MP: The wealthy are highly educated, well-read, tech-savvy and mobile. Most run their own businesses and are self-made, so they have always networked offline and now are doing so, easily, and naturally, online. If they have kids and teens, they have become aware of how efficient and effective online social networking can be, even for frivolous purposes, and want to apply its power to their own social and business objectives. The landscape has changed in that there are significant numbers of wealthy consumers in key social networks now. Indications are that new boutique social networks will begin to be created too. Marketers need to be careful, though, as to how they advertise to, and approach wealthy consumers within social networks. It will mostly be permission-based, and it better be relevant.
BoF: Will social networking amongst wealthy consumers continue to grow at this fast pace?
MP: It may not reach 100%, but online social networking as a tool will become a staple of wealthy consumers, especially as they begin to trust social networks (they will demand control and get it, or exit), and as functionality becomes simpler and easier. This will accelerate the spawning of many specialized communities, some public, some gated, some both, where true affinity conversations can take place. The levels of participation should rival cell phone and pc/internet use. It will become second nature online, because it is second nature offline, and social networks are merely conduits, albeit powerful ones.
BoF: What do you think are the prospects for the mega networks (Myspace, LinkedIn, Facebook) versus specialist niche networks (like aSmallworld)?
MP: The mega networks will most-likely experience a great deal of sub-segmentation within their boundaries, as well as maintain the large public conversations. Members will choose where to participate at different times for different needs. And members will find ways to include and exclude other members, and topics, and social networks will oblige. Just like in any other business category, social network brands will have to decide with great clarity what they stand for, whom they serve, for what purposes, etc…It will be a déjà vu of what luxury brands are going through in terms of defining if they are unique and exclusive or mass brands. The middle ground is a commodity and irrelevant in social networks. Relevancy will be everything in social networks, and it is based on who is a member, and how much relevancy they create in the conversations.
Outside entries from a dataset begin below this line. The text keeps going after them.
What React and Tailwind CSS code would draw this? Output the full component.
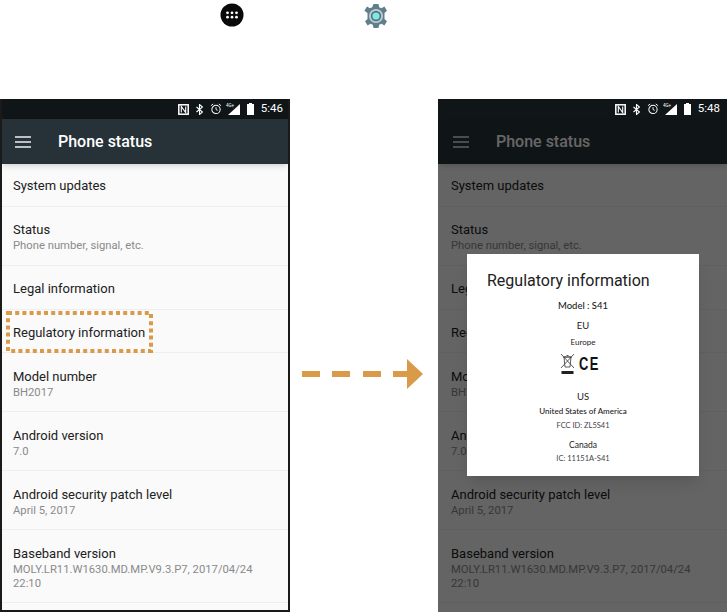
import React from 'react';

const rows = [
  { title: 'System updates', h: 'h-[43px]', pad: 'pt-[1px]' },
  { title: 'Status', sub: 'Phone number, signal, etc.', h: 'h-[59px]', pad: 'pt-[1px]' },
  { title: 'Legal information', h: 'h-[44px]', pad: 'pt-[3px]' },
  { title: 'Regulatory information', h: 'h-[43px]', pad: 'pt-[3px]' },
  { title: 'Model number', sub: 'BH2017', h: 'h-[59px]', pad: 'pt-[3px]' },
  { title: 'Android version', sub: '7.0', h: 'h-[59px]', pad: 'pt-[3px]' },
  { title: 'Android security patch level', sub: 'April 5, 2017', h: 'h-[59px]', pad: 'pt-[3px]' },
  { title: 'Baseband version', sub: 'MOLY.LR11.W1630.MD.MP.V9.3.P7, 2017/04/24 22:10', h: 'h-[73px]', pad: 'pt-[3px]' },
];

function AppsIcon() {
  return (
    <svg width="24" height="24" viewBox="0 0 24 24">
      <circle cx="12" cy="12" r="11.5" fill="#0a0a0a" />
      {[7.500, 12, 16.500].map((x) =>
        [9.800, 14.200].map((y) => <circle key={`${x}-${y}`} cx={x} cy={y} r="1.400" fill="#fff" />)
      )}
    </svg>
  );
}

function GearIcon() {
  return (
    <svg width="26" height="26" viewBox="0 0 26 26">
      <path
        fill="#5f7f8f"
        d="M10.500 1h5l.7 3.300 2.300 1 2.900-1.800 2.600 4.200-2.500 2.300v6l2.500 2.300-2.600 4.200-2.900-1.800-2.300 1-.7 3.300h-5l-.7-3.300-2.300-1-2.900 1.800-2.600-4.200 2.500-2.300v-6L1.400 7.700 4 3.500l2.900 1.800 2.300-1z"
      />
      <circle cx="13" cy="13" r="7" fill="#c2ced3" />
      <circle cx="13" cy="13" r="5.200" fill="#4f6f7d" />
      <circle cx="13" cy="13" r="3.600" fill="#7fe8e0" />
    </svg>
  );
}

function StatusBar({ time, framed }) {
  return (
    <div className={`flex h-[20px] items-center justify-end bg-[#101518] text-white ${framed ? 'pr-[5px]' : 'pr-[7px]'}`}>
      <svg width="11" height="11" viewBox="0 0 11 11" className="mr-[7px]">
        <rect x="0.800" y="0.800" width="9.400" height="9.400" fill="none" stroke="#fff" strokeWidth="1.500" />
        <path d="M3.300 8.500V2.500l4.400 6V2.500" fill="none" stroke="#fff" strokeWidth="1.100" />
      </svg>
      <svg width="7" height="11" viewBox="0 0 7 11" className="mr-[7px]">
        <path d="M.5 3l6 5-3 2.500v-10l3 2.500-6 5" fill="none" stroke="#fff" strokeWidth="1.100" />
      </svg>
      <svg width="12" height="12" viewBox="0 0 13 13" className="mr-[4px]">
        <circle cx="6.500" cy="7" r="4.500" fill="none" stroke="#fff" strokeWidth="1.100" />
        <path d="M6.500 4.500V7l1.800 1M1 3l2.500-2M12 3L9.500 1" fill="none" stroke="#fff" strokeWidth="1" />
      </svg>
      <svg width="15" height="12" viewBox="0 0 15 12" className="mr-[6px]">
        <path d="M14 1v11H2z" fill="#fff" />
        <text x="0" y="4" fontSize="4.500" fill="#fff" fontFamily="Roboto, sans-serif">4G+</text>
      </svg>
      <svg width="7" height="12" viewBox="0 0 7 12" className="mr-[7px]">
        <path d="M2 0h3v1h2v11H0V1h2z" fill="#fff" />
      </svg>
      <span className="text-[11.500px] leading-none">{time}</span>
    </div>
  );
}

function Phone({ time, dim, framed, highlight, children }) {
  return (
    <div className={`relative h-full overflow-hidden bg-[#fafafa] font-['Roboto',sans-serif] ${framed ? 'w-[290px] border-x-2 border-b-2 border-[#1a1a1a]' : 'w-[289px]'}`}>
      <StatusBar time={time} framed={framed} />
      <div className={`flex h-[45px] items-center bg-[#263238] shadow-md ${framed ? 'pl-[13px]' : 'pl-[15px]'}`}>
        <svg width="16" height="12" viewBox="0 0 16 12">
          <path d="M0 1h16M0 6h16M0 11h16" stroke="#eceff1" strokeWidth="1.700" />
        </svg>
        <span className="ml-[27px] text-[16px] font-medium text-white">Phone status</span>
      </div>
      <div>
        {rows.map((row) => (
          <div key={row.title} className={`flex flex-col justify-center border-b border-[#eeeeee] pr-[20px] ${framed ? 'pl-[11px]' : 'pl-[13px]'} ${row.h} ${row.pad}`}>
            <div className="text-[13px] leading-[18px] text-[#212121]">{row.title}</div>
            {row.sub && <div className="text-[11.250px] leading-[14px] text-[#8a8a8a]">{row.sub}</div>}
          </div>
        ))}
      </div>
      {dim && <div className="absolute inset-x-0 bottom-0 top-[20px] bg-black/60" />}
      {highlight && (
        <svg width="147" height="42" viewBox="0 0 147 42" className="absolute left-[4px] top-[212px]">
          <rect x="2" y="2" width="143" height="38" fill="none" stroke="#d99a4a" strokeWidth="4" strokeDasharray="4 3.200" />
        </svg>
      )}
      {children}
    </div>
  );
}

function RegulatoryDialog() {
  return (
    <div className="absolute left-[29px] top-[155px] h-[222px] w-[232px] bg-white text-center font-['Lato',sans-serif] text-[#222] shadow-lg">
      <div className="mt-[15px] pl-[20px] text-left font-['Roboto',sans-serif] text-[16px] leading-[24px] text-[#212121]">Regulatory information</div>
      <div className="mt-[6px] text-[9.500px] font-medium leading-[14px]">Model : S41</div>
      <div className="mt-[7px] text-[9.500px] leading-[12px]">EU</div>
      <div className="mt-[5px] text-[8px] leading-[11px]">Europe</div>
      <div className="mt-[5px] flex h-[21px] items-center justify-center gap-[4px] pr-[5px]">
        <svg width="15" height="21" viewBox="0 0 15 21">
          <path d="M4 4h7l-1 10H5zM3 4h9M6.500 2.500h2M1 1l13 14M14 1L1 15" fill="none" stroke="#333" strokeWidth="0.800" />
          <rect x="1.500" y="18" width="12" height="3" fill="#222" />
        </svg>
        <span className="block w-[22px]">
          <span className="block origin-left scale-x-[0.68] whitespace-nowrap text-left font-['Liberation_Sans',sans-serif] text-[19px] font-bold leading-none tracking-[2px] text-[#111]">CE</span>
        </span>
      </div>
      <div className="mt-[17px] text-[9.500px] leading-[12px]">US</div>
      <div className="mt-[3px] text-[8px] font-medium leading-[11px]">United States of America</div>
      <div className="mt-[3px] text-[7.500px] leading-[11px] text-[#444]">FCC ID: ZL5S41</div>
      <div className="mt-[8px] text-[8.500px] leading-[12px]">Canada</div>
      <div className="mt-[2px] text-[7.500px] leading-[11px] text-[#444]">IC: 11151A-S41</div>
    </div>
  );
}

function Arrow() {
  return (
    <div className="mt-[36px] flex items-center">
      <div className="h-[6px] w-[18px] bg-[#d99a4a]" />
      <div className="ml-[12px] h-[6px] w-[18px] bg-[#d99a4a]" />
      <div className="ml-[13px] h-[6px] w-[18px] bg-[#d99a4a]" />
      <div className="ml-[12px] h-[6px] w-[14px] bg-[#d99a4a]" />
      <svg width="16" height="30" viewBox="0 0 16 30">
        <path d="M0 0l16 15L0 30z" fill="#d99a4a" />
      </svg>
    </div>
  );
}

export default function App() {
  return (
    <div className="flex h-[612px] w-[727px] flex-col overflow-hidden bg-white">
      <div className="flex h-[99px] items-start pl-[220px] pt-[3px]">
        <AppsIcon />
        <div className="ml-[119px]">
          <GearIcon />
        </div>
      </div>
      <div className="flex min-h-0 flex-1">
        <Phone time="5:46" framed highlight />
        <div className="flex w-[148px] items-center pl-[12px]">
          <Arrow />
        </div>
        <Phone time="5:48" dim>
          <RegulatoryDialog />
        </Phone>
      </div>
    </div>
  );
}
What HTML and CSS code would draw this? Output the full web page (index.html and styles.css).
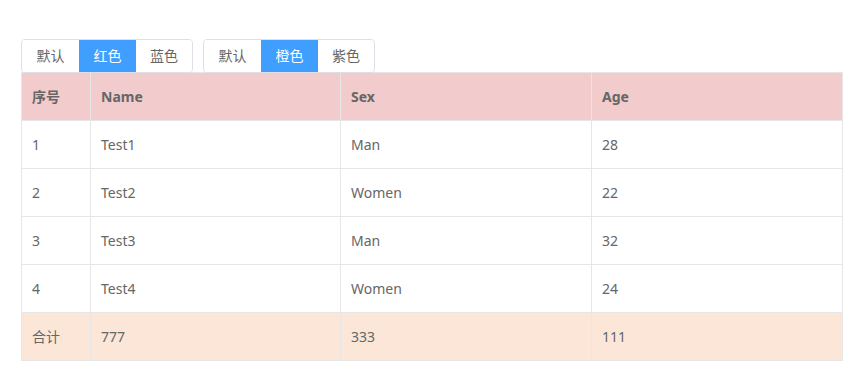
FILE: index.html
```html
<!DOCTYPE html>
<html lang="zh">
<head>
<meta charset="utf-8">
<link rel="stylesheet" href="styles.css">
</head>
<body>
<div class="page">
  <div class="toolbar">
    <div class="btn-group">
      <button class="btn">默认</button>
      <button class="btn active">红色</button>
      <button class="btn">蓝色</button>
    </div>
    <div class="btn-group">
      <button class="btn">默认</button>
      <button class="btn active">橙色</button>
      <button class="btn">紫色</button>
    </div>
  </div>
  <table class="data-table">
    <colgroup>
      <col class="c-idx"><col class="c-name"><col class="c-sex"><col>
    </colgroup>
    <thead>
      <tr><th>序号</th><th>Name</th><th>Sex</th><th>Age</th></tr>
    </thead>
    <tbody>
      <tr><td>1</td><td>Test1</td><td>Man</td><td>28</td></tr>
      <tr><td>2</td><td>Test2</td><td>Women</td><td>22</td></tr>
      <tr><td>3</td><td>Test3</td><td>Man</td><td>32</td></tr>
      <tr><td>4</td><td>Test4</td><td>Women</td><td>24</td></tr>
    </tbody>
    <tfoot>
      <tr><td>合计</td><td>777</td><td>333</td><td>111</td></tr>
    </tfoot>
  </table>
</div>
</body>
</html>
```
FILE: styles.css
```css
* { box-sizing: border-box; }
html, body { margin: 0; padding: 0; background: #fff; }
body {
  font-family: "Noto Sans", "Noto Sans CJK SC", sans-serif;
  font-size: 14px;
  color: #666;
}
.page { padding: 39px 0 0 21px; width: 843px; }
.toolbar { display: flex; gap: 10px; }
.btn-group {
  display: flex;
  border: 1px solid #dcdfe6;
  border-radius: 4px;
  overflow: hidden;
  height: 34px;
}
.btn {
  font: inherit;
  font-size: 14px;
  color: #666;
  background: #fff;
  border: 0;
  width: 57px;
  height: 32px;
  padding: 0;
  line-height: 32px;
}
.btn:last-child { width: 56px; }
.btn.active { background: #409eff; color: #fff; }
.data-table {
  width: 822px;
  border-collapse: collapse;
  table-layout: fixed;
  margin-top: -1px;
}
.c-idx { width: 69px; }
.c-name { width: 250px; }
.c-sex { width: 251px; }
.data-table th, .data-table td {
  border: 1px solid #e6e6e6;
  height: 48px;
  padding: 0 10px;
  text-align: left;
  font-size: 14px;
  line-height: 20px;
}
.data-table th { font-weight: bold; background: #f2cccc; }
.data-table tfoot td { background: #fbe6d7; }
```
Some people will be willing to pay for advertising-free and truly vetted, highly relevant social networks.
Finally, I think the ultimate niche network is a brand’s own community of clients and prospects. This will become common practice in the coming years. Brands will have special networks for all kinds of constituencies.
BoF: Walk us through how, in an ideal world, a luxury brand can take advantage of the rise in social networking amongst the affluent?
MP: We believe that online social networks are based on the same exact success elements of any offline social network. Relevancy, trust and friendly social protocol are key. The amplification effect is dramatic, and the connections are now boundary-less, but same the human principles apply. The simplest thing brands can do is to communicate via advertising on social networks, but consequences for being overly intrusive, dishonest, offensive, unfriendly, or irrelevant apply as much as in any other medium. Brands can create pages or profiles and make it enticing (promos and contests) for consumers to opt in, but once they are in it better be worthwhile. Recommendations from peers, or highly trusted, unbiased experts, are most effective, but if brands try to “manipulate” the conversation with “buzz-marketing” within communities, the result may be lack of trust, even if a product or service is worthwhile. We believe that luxury brands that are trustworthy experts and deliver consistently superior quality, are truly unique and exclusive, are used by people whom others admire and respect, and make clients feel special throughout the entire brand experience will not have to pay to generate online “buzz”. Their customers will do it for them for free. The difference is that within online social networks of peers, the voices will be dramatically amplified much more rapidly across boundaries globally. So, our advice to a brand is: deliver great products and great service to customers, and the social networking engine buzz will take care of itself. Fail to deliver, and that will also take care of itself.
Here again, the best way for any brand to leverage social networking is to create its own communities of constituents, internal, and external. There too, brands will only participate in, and not control the conversation. However, talk is cheap anyway. Brands do, however, control their behaviors in terms of offers, quality, service, policies, social responsibility, etc…So, if you are a great luxury provider, everyone will now know due to social network effects and your own online communities. Feedback will be quick and have no lack of clarity. There will be mistakes, controversy, remorse, forgiveness, and redemption, just as in the offline world. It will be a challenging adjustment, and some brands will not survive the transition. But most luxury brands will adapt and be better for it.
BoF: Finally, what surprised you most about the findings from this year's survey?
MP: I am always amazed at what a difference a year makes when we deal with the online world; which means we are starting to look for leading edge changes and trends now.